What This Means for Tender 3 Preparation
H2Global has signalled continuation of the programme beyond Tender 2, with the EUR 484 million Asia regional lot a likely candidate for the next window. Three implications for teams preparing:
- The bidder pool is wider than the corridor narrative suggests. If you are assuming you compete only with the obvious Indian, Middle Eastern, and North African suppliers, the Tender 2 cohort suggests otherwise.
- Strategic-tier preparation is the practical default. For a live tender bid, the screening output needs to be deep enough to inform PPA structuring, off-taker contracting, and the RFNBO compliance dossier. The lighter tiers are useful for orientation, not for bid preparation.
- The screening fits inside an afternoon, not a week. The compressed median time means screening is no longer the rate-limiting step in tender preparation. The bottleneck has moved upstream to documentation collection and contract structuring.
Honest Caveat
The Tender 2 cohort is a soft-launch dataset. The directional signal is clear, but the absolute numbers are small enough that subsequent tender windows may shift the pattern. The right read of this data is "the shape of the signal", not "the definitive market structure".

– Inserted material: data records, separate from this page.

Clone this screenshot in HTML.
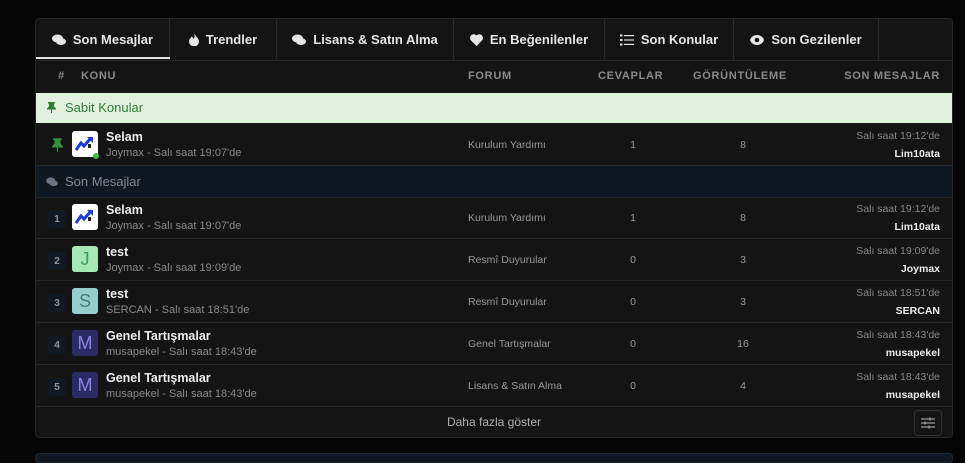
<!DOCTYPE html>
<html><head><meta charset="utf-8"><style>
*{margin:0;padding:0;box-sizing:border-box}
body{width:965px;height:458px;background:#050505;font-family:"Liberation Sans",sans-serif;position:relative;overflow:hidden;color:#ddd}
.p{position:absolute;left:35px;top:18px;width:918px;height:420px;background:#141414;border:1px solid #262626;border-radius:4px;overflow:hidden}
.tab{position:absolute;top:0;height:41px;border-right:1px solid #2a2a2a;font-size:13px;font-weight:bold;color:#e6e6e6;display:flex;align-items:center;justify-content:center;gap:7px}
.tab svg{fill:#e6e6e6}
.hl{position:absolute;left:0;right:0;height:1px;background:#262626}
.hd{position:absolute;top:51px;font-size:11px;font-weight:bold;color:#8a8a8a;letter-spacing:0.7px}
.abs{position:absolute}
.t{position:absolute;left:70px;font-size:12.5px;font-weight:bold;color:#eee}
.s{position:absolute;left:70px;font-size:11px;color:#8a8a8a}
.f{position:absolute;left:432px;font-size:10.5px;color:#9a9a9a}
.n{position:absolute;font-size:10.5px;color:#9a9a9a;width:30px;text-align:center}
.r1{position:absolute;right:12px;font-size:10.5px;color:#888;text-align:right}
.r2{position:absolute;right:12px;font-size:10.5px;font-weight:bold;color:#eee;text-align:right}
.av{position:absolute;left:36px;width:26px;height:26px;border-radius:3px;display:flex;align-items:center;justify-content:center;font-size:18px}
.rk{position:absolute;left:12px;width:18px;height:18px;border-radius:3px;background:#111a24;color:#8a96a6;font-size:10px;font-weight:bold;display:flex;align-items:center;justify-content:center}
</style></head><body>
<div class="p">
<div class="tab" style="left:0;width:134px"><svg width="14" height="12" viewBox="0 0 14 12"><ellipse cx="5.5" cy="4.5" rx="5.5" ry="4"/><ellipse cx="9" cy="7.5" rx="5" ry="3.5"/></svg>Son Mesajlar</div>
<div class="abs" style="left:0;top:38px;width:134px;height:2px;background:#e6e6e6"></div>
<div class="tab" style="left:134px;width:107px"><svg width="10" height="13" viewBox="0 0 10 13"><path d="M5 0C6 3 10 5 10 8.5A5 5 0 0 1 0 8.5C0 6 2 5 3 3C3.5 5 4.5 5.5 5 5.5C6 4 5.5 2 5 0Z"/></svg>Trendler</div>
<div class="tab" style="left:241px;width:177px"><svg width="14" height="12" viewBox="0 0 14 12"><ellipse cx="5.5" cy="4.5" rx="5.5" ry="4"/><ellipse cx="9" cy="7.5" rx="5" ry="3.5"/></svg>Lisans &amp; Satın Alma</div>
<div class="tab" style="left:418px;width:151px"><svg width="13" height="12" viewBox="0 0 13 12"><path d="M6.5 12L1 6.5A3.3 3.3 0 0 1 6.5 1.5A3.3 3.3 0 0 1 12 6.5Z"/></svg>En Beğenilenler</div>
<div class="tab" style="left:569px;width:129px"><svg width="14" height="12" viewBox="0 0 14 12"><rect x="0" y="0.5" width="2.5" height="2"/><rect x="0" y="5" width="2.5" height="2"/><rect x="0" y="9.5" width="2.5" height="2"/><rect x="4" y="1" width="10" height="1.2"/><rect x="4" y="5.4" width="10" height="1.2"/><rect x="4" y="9.8" width="10" height="1.2"/></svg>Son Konular</div>
<div class="tab" style="left:698px;width:145px"><svg width="14" height="10" viewBox="0 0 14 10"><path d="M7 0C3 0 0.5 3 0 5C0.5 7 3 10 7 10S13.5 7 14 5C13.5 3 11 0 7 0Z"/><circle cx="7" cy="5" r="2.3" fill="#141414"/></svg>Son Gezilenler</div>
<div class="hl" style="top:41px"></div>
<div class="hd" style="left:22px;top:51px">#</div>
<div class="hd" style="left:45px">KONU</div>
<div class="hd" style="left:432px">FORUM</div>
<div class="hd" style="left:562px">CEVAPLAR</div>
<div class="hd" style="left:657px">GÖRÜNTÜLEME</div>
<div class="hd" style="right:12px">SON MESAJLAR</div>
<div class="abs" style="left:0;right:0;top:74px;height:30px;background:#e2f1df;color:#2e7d32;font-size:13px;line-height:30px;padding-left:29px">Sabit Konular</div>
<svg class="abs" style="left:11px;top:83px" width="9" height="11" viewBox="0 0 9 11" fill="#2e7d32"><path d="M1 0H8V1.5H7V4.5L9 6.5V7.5H5V11H4V7.5H0V6.5L2 4.5V1.5H1Z"/></svg>
<svg class="abs" style="left:16px;top:119px" width="11" height="14" viewBox="0 0 9 11" fill="#3a8f3a"><path d="M1 0H8V1.5H7V4.5L9 6.5V7.5H5V11H4V7.5H0V6.5L2 4.5V1.5H1Z"/></svg>
<div class="av" style="top:112px;background:#fff"><svg width="22" height="20" viewBox="0 0 22 20"><path d="M2 16L7 9L10 12L17 4" stroke="#1a3cd6" stroke-width="3" fill="none"/><path d="M13 3H19V9Z" fill="#1a3cd6"/><rect x="14" y="10" width="3" height="4" fill="#222"/></svg></div>
<div class="abs" style="left:57px;top:134px;width:6px;height:6px;border-radius:50%;background:#3fb950"></div>
<div class="t" style="top:111px">Selam</div><div class="s" style="top:128px">Joymax - Salı saat 19:07'de</div>
<div class="f" style="top:120px">Kurulum Yardımı</div><div class="n" style="left:582px;top:120px">1</div><div class="n" style="left:692px;top:120px">8</div>
<div class="r1" style="top:111px">Salı saat 19:12'de</div><div class="r2" style="top:129px">Lim10ata</div>
<div class="hl" style="top:146px"></div>
<div class="abs" style="left:0;right:0;top:147px;height:31px;background:#0f1720;color:#7d8a9a;font-size:13px;line-height:31px;padding-left:29px">Son Mesajlar</div>
<svg class="abs" style="left:10px;top:158px" width="12" height="10" viewBox="0 0 14 12" fill="#6a7686"><ellipse cx="5.5" cy="4.5" rx="5.5" ry="4"/><ellipse cx="9" cy="7.5" rx="5" ry="3.5"/></svg>
<div class="hl" style="top:178px"></div>
<div class="rk" style="top:191px">1</div>
<div class="av" style="top:185px;background:#fff"><svg width="22" height="20" viewBox="0 0 22 20"><path d="M2 16L7 9L10 12L17 4" stroke="#1a3cd6" stroke-width="3" fill="none"/><path d="M13 3H19V9Z" fill="#1a3cd6"/><rect x="14" y="10" width="3" height="4" fill="#222"/></svg></div>
<div class="t" style="top:184px">Selam</div><div class="s" style="top:201px">Joymax - Salı saat 19:07'de</div>
<div class="f" style="top:193px">Kurulum Yardımı</div><div class="n" style="left:582px;top:193px">1</div><div class="n" style="left:692px;top:193px">8</div>
<div class="r1" style="top:184px">Salı saat 19:12'de</div><div class="r2" style="top:202px">Lim10ata</div>
<div class="hl" style="top:219px"></div>
<div class="rk" style="top:233px">2</div>
<div class="av" style="top:227px;background:#a3e8b5;color:#3a9b56">J</div>
<div class="t" style="top:226px">test</div><div class="s" style="top:243px">Joymax - Salı saat 19:09'de</div>
<div class="f" style="top:235px">Resmî Duyurular</div><div class="n" style="left:582px;top:235px">0</div><div class="n" style="left:692px;top:235px">3</div>
<div class="r1" style="top:226px">Salı saat 19:09'de</div><div class="r2" style="top:244px">Joymax</div>
<div class="hl" style="top:261px"></div>
<div class="rk" style="top:275px">3</div>
<div class="av" style="top:269px;background:#94cfcc;color:#3f7e80">S</div>
<div class="t" style="top:268px">test</div><div class="s" style="top:285px">SERCAN - Salı saat 18:51'de</div>
<div class="f" style="top:277px">Resmî Duyurular</div><div class="n" style="left:582px;top:277px">0</div><div class="n" style="left:692px;top:277px">3</div>
<div class="r1" style="top:268px">Salı saat 18:51'de</div><div class="r2" style="top:286px">SERCAN</div>
<div class="hl" style="top:303px"></div>
<div class="rk" style="top:317px">4</div>
<div class="av" style="top:311px;background:#2c2a66;color:#8a86e0">M</div>
<div class="t" style="top:310px">Genel Tartışmalar</div><div class="s" style="top:327px">musapekel - Salı saat 18:43'de</div>
<div class="f" style="top:319px">Genel Tartışmalar</div><div class="n" style="left:582px;top:319px">0</div><div class="n" style="left:692px;top:319px">16</div>
<div class="r1" style="top:310px">Salı saat 18:43'de</div><div class="r2" style="top:328px">musapekel</div>
<div class="hl" style="top:345px"></div>
<div class="rk" style="top:359px">5</div>
<div class="av" style="top:353px;background:#2c2a66;color:#8a86e0">M</div>
<div class="t" style="top:352px">Genel Tartışmalar</div><div class="s" style="top:369px">musapekel - Salı saat 18:43'de</div>
<div class="f" style="top:361px">Lisans &amp; Satın Alma</div><div class="n" style="left:582px;top:361px">0</div><div class="n" style="left:692px;top:361px">4</div>
<div class="r1" style="top:352px">Salı saat 18:43'de</div><div class="r2" style="top:370px">musapekel</div>
<div class="hl" style="top:387px"></div>
<div class="abs" style="left:0;right:0;top:396px;text-align:center;font-size:12px;color:#b0b0b0">Daha fazla göster</div>
<div class="abs" style="left:878px;top:391px;width:28px;height:26px;border:1px solid #333;border-radius:4px;display:flex;align-items:center;justify-content:center"><svg width="14" height="12" viewBox="0 0 14 12" stroke="#999" stroke-width="1.2"><path d="M0 2H14M0 6H14M0 10H14"/><path d="M9 0.5V3.5M4 4.5V7.5M8 8.5V11.5" stroke-width="1.5"/></svg></div>
</div>
<div class="abs" style="left:35px;top:453px;width:918px;height:10px;background:#0f1720;border:1px solid #1e2630;border-radius:4px"></div>
</body></html>
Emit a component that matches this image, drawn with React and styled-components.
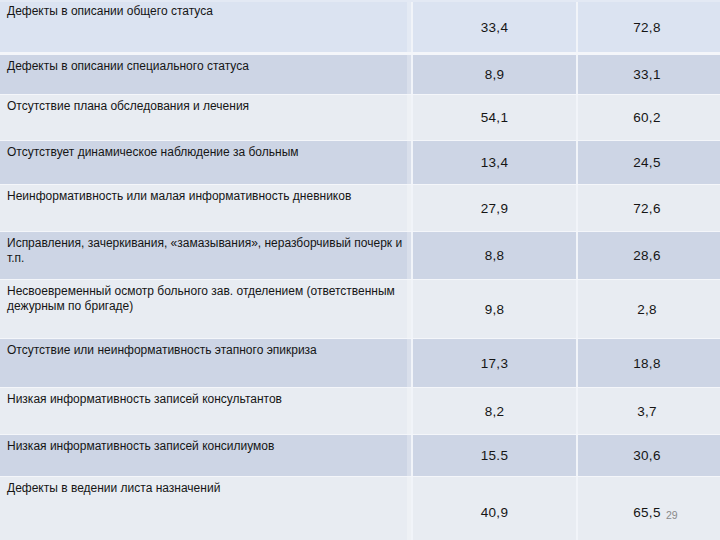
import React from 'react'
import styled, { createGlobalStyle } from 'styled-components'

const GlobalStyle = createGlobalStyle`
  html, body {
    margin: 0;
    padding: 0;
    background: #ffffff;
  }
  body {
    font-family: "Liberation Sans", Arial, sans-serif;
  }
`

const Page = styled.div`
  position: relative;
  width: 720px;
  height: 540px;
  overflow: hidden;
  background: #ffffff;
`

const Table = styled.div`
  display: flex;
  flex-direction: column;
  width: 720px;
`

const Row = styled.div`
  display: grid;
  grid-template-columns: 413px 165px 1fr;
  height: ${p => p.h}px;
  background: ${p => p.bg};
  border-top: ${p => (p.first ? '2px solid #e3e9f4' : 'none')};
  border-bottom: ${p => p.gap}px solid #f4f6fa;
  box-sizing: border-box;
`

const Label = styled.div`
  padding: ${p => (p.first ? 2 : 4)}px 4px 0 7px;
  font-size: 12px;
  line-height: 15px;
  color: #151515;
  border-right: 2px solid #f1f4f9;
  box-shadow: inset -4px 0 0 rgba(255, 255, 255, 0.25);
`

const Value = styled.div`
  display: flex;
  align-items: center;
  justify-content: center;
  padding-top: ${p => p.offset || 0}px;
  padding-right: ${p => (p.last ? 4 : 0)}px;
  font-size: 13.5px;
  letter-spacing: 0.3px;
  color: #151515;
  border-right: ${p => (p.last ? 'none' : '2px solid #f1f4f9')};
`

const PageNum = styled.div`
  position: absolute;
  left: 666px;
  top: 509px;
  font-size: 10.5px;
  color: #8a8a8a;
`

const LIGHT = '#e8ecf2'
const DARK = '#cdd5e5'

const rows = [
  { label: 'Дефекты в описании общего статуса', a: '33,4', b: '72,8', h: 55, bg: '#dbe3f1', gap: 3, first: true },
  { label: 'Дефекты в описании специального статуса', a: '8,9', b: '33,1', h: 40, bg: DARK, gap: 1 },
  { label: 'Отсутствие плана обследования и лечения', a: '54,1', b: '60,2', h: 46, bg: LIGHT, gap: 1 },
  { label: 'Отсутствует динамическое наблюдение за больным', a: '13,4', b: '24,5', h: 44, bg: DARK, gap: 1 },
  { label: 'Неинформативность или малая информативность дневников', a: '27,9', b: '72,6', h: 47, bg: LIGHT, gap: 1 },
  { label: 'Исправления, зачеркивания, «замазывания», неразборчивый почерк и т.п.', a: '8,8', b: '28,6', h: 48, bg: DARK, gap: 1 },
  { label: 'Несвоевременный осмотр больного зав. отделением (ответственным дежурным по бригаде)', a: '9,8', b: '2,8', h: 59, bg: LIGHT, gap: 1 },
  { label: 'Отсутствие или неинформативность этапного эпикриза', a: '17,3', b: '18,8', h: 49, bg: DARK, gap: 1 },
  { label: 'Низкая информативность записей консультантов', a: '8,2', b: '3,7', h: 47, bg: LIGHT, gap: 1 },
  { label: 'Низкая информативность записей консилиумов', a: '15.5', b: '30,6', h: 42, bg: DARK, gap: 1 },
  { label: 'Дефекты в ведении листа назначений', a: '40,9', b: '65,5', h: 70, bg: LIGHT, gap: 0, offset: -12 },
]

export default function App() {
  return (
    <Page>
      <GlobalStyle />
      <Table>
        {rows.map((r, i) => (
          <Row key={i} h={r.h} bg={r.bg} gap={r.gap} first={r.first}>
            <Label first={r.first}>{r.label}</Label>
            <Value offset={r.offset}>{r.a}</Value>
            <Value offset={r.offset} last>{r.b}</Value>
          </Row>
        ))}
      </Table>
      <PageNum>29</PageNum>
    </Page>
  )
}
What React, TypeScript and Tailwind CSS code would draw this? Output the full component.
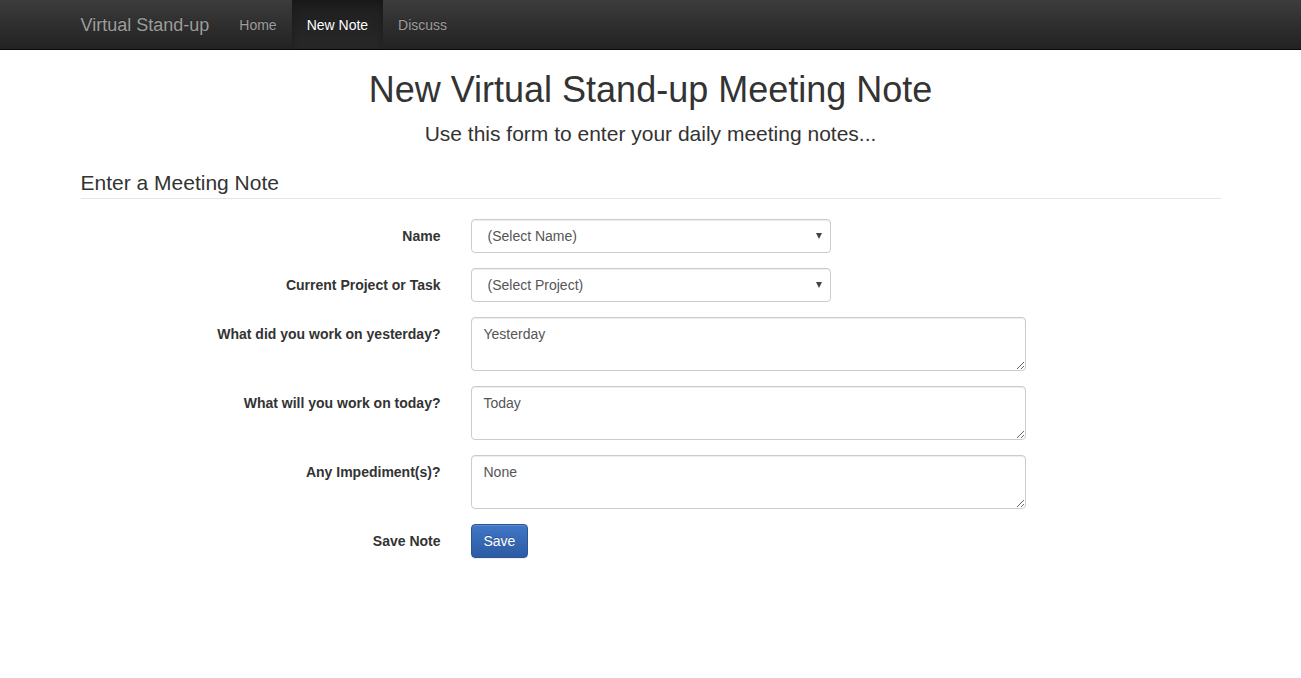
import React from 'react';

const font = { fontFamily: '"Liberation Sans", Arial, sans-serif' };

const NavBar: React.FC = () => (
  <nav className="h-[50px] border-b border-[#080808] bg-gradient-to-b from-[#3c3c3c] to-[#222222]">
    <div className="mx-auto flex h-full w-[1170px] px-[15px]">
      <a className="h-[50px] px-[15px] -ml-[15px] py-[15px] text-[18px] leading-[20px] text-[#9d9d9d] [text-shadow:0_-1px_0_rgba(0,0,0,0.25)]">
        Virtual Stand-up
      </a>
      <ul className="flex">
        <li>
          <a className="block px-[15px] py-[15px] text-[14px] leading-[20px] text-[#9d9d9d] [text-shadow:0_-1px_0_rgba(0,0,0,0.25)]">Home</a>
        </li>
        <li>
          <a className="block h-[49px] bg-gradient-to-b from-[#1e1e1e] to-[#282828] px-[15px] py-[15px] text-[14px] leading-[20px] text-white shadow-[inset_0_3px_9px_rgba(0,0,0,0.25)] [text-shadow:0_-1px_0_rgba(0,0,0,0.25)]">
            New Note
          </a>
        </li>
        <li>
          <a className="block px-[15px] py-[15px] text-[14px] leading-[20px] text-[#9d9d9d] [text-shadow:0_-1px_0_rgba(0,0,0,0.25)]">Discuss</a>
        </li>
      </ul>
    </div>
  </nav>
);

const Label: React.FC<{ text: string }> = ({ text }) => (
  <label className="w-[390px] shrink-0 px-[15px] pt-[7px] text-right text-[14px] font-bold leading-[20px] text-[#333]">
    {text}
  </label>
);

const SelectBox: React.FC<{ placeholder: string }> = ({ placeholder }) => (
  <div className="relative w-[390px] px-[15px]">
    <select
      defaultValue=""
      className="block h-[34px] w-full appearance-none rounded-[4px] border border-[#ccc] bg-white pl-[16px] pr-[24px] text-[14px] leading-[20px] text-[#555] shadow-[inset_0_1px_1px_rgba(0,0,0,0.075)] outline-none"
      style={font}
    >
      <option value="">{placeholder}</option>
    </select>
    <span className="pointer-events-none absolute right-[24px] top-[14px] h-0 w-0 border-x-[3px] border-t-[6px] border-x-transparent border-t-[#444]" />
  </div>
);

const TextBox: React.FC<{ value: string }> = ({ value }) => (
  <div className="w-[585px] px-[15px]">
    <textarea
      rows={2}
      defaultValue={value}
      className="block h-[54px] w-full rounded-[4px] border border-[#ccc] bg-white px-[12px] py-[6px] text-[14px] leading-[20px] text-[#555] shadow-[inset_0_1px_1px_rgba(0,0,0,0.075)] outline-none"
      style={font}
    />
  </div>
);

export default function App() {
  return (
    <div className="min-h-screen bg-white text-[14px] leading-[20px] text-[#333]" style={font}>
      <NavBar />
      <div className="mx-auto w-[1170px] px-[15px]">
        <h1 className="mt-[20px] mb-[9px] text-center text-[36px] font-medium leading-[39.6px]">
          New Virtual Stand-up Meeting Note
        </h1>
        <p className="mb-[20px] text-center text-[21px] font-light leading-[29.4px]">
          Use this form to enter your daily meeting notes...
        </p>
        <form>
          <div className="mb-[20px] border-b border-[#e5e5e5] text-[21px] leading-[30px] text-[#333]">
            Enter a Meeting Note
          </div>
          <div className="-mx-[15px] flex flex-col gap-[15px]">
            <div className="flex">
              <Label text="Name" />
              <SelectBox placeholder="(Select Name)" />
            </div>
            <div className="flex">
              <Label text="Current Project or Task" />
              <SelectBox placeholder="(Select Project)" />
            </div>
            <div className="flex">
              <Label text="What did you work on yesterday?" />
              <TextBox value="Yesterday" />
            </div>
            <div className="flex">
              <Label text="What will you work on today?" />
              <TextBox value="Today" />
            </div>
            <div className="flex">
              <Label text="Any Impediment(s)?" />
              <TextBox value="None" />
            </div>
            <div className="flex">
              <Label text="Save Note" />
              <div className="px-[15px]">
                <button
                  type="button"
                  className="h-[34px] rounded-[4px] border border-[#2a5596] bg-gradient-to-b from-[#4077c6] to-[#2c5ba3] px-[12px] text-[14px] leading-[20px] text-white shadow-[inset_0_1px_0_rgba(255,255,255,0.15),0_1px_1px_rgba(0,0,0,0.075)] [text-shadow:0_-1px_0_rgba(0,0,0,0.2)]"
                  style={font}
                >
                  Save
                </button>
              </div>
            </div>
          </div>
        </form>
      </div>
    </div>
  );
}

Tender 3 rehearsal mode is open at app.hygoat.in/h2global.
HyGOAT Implications
The Strategic-tier conversion pattern validates the depth-over-breadth approach. The geographic distribution suggests broader market education is still warranted across non-corridor markets. The compressed median time reinforces that the upstream constraint for tender preparation has shifted from screening to documentation and contracting workstreams.
If your team is preparing for the next H2Global window or another EU import auction with RFNBO-tied compliance requirements, the right time to start the screening is well before the documentation collection phase, not after.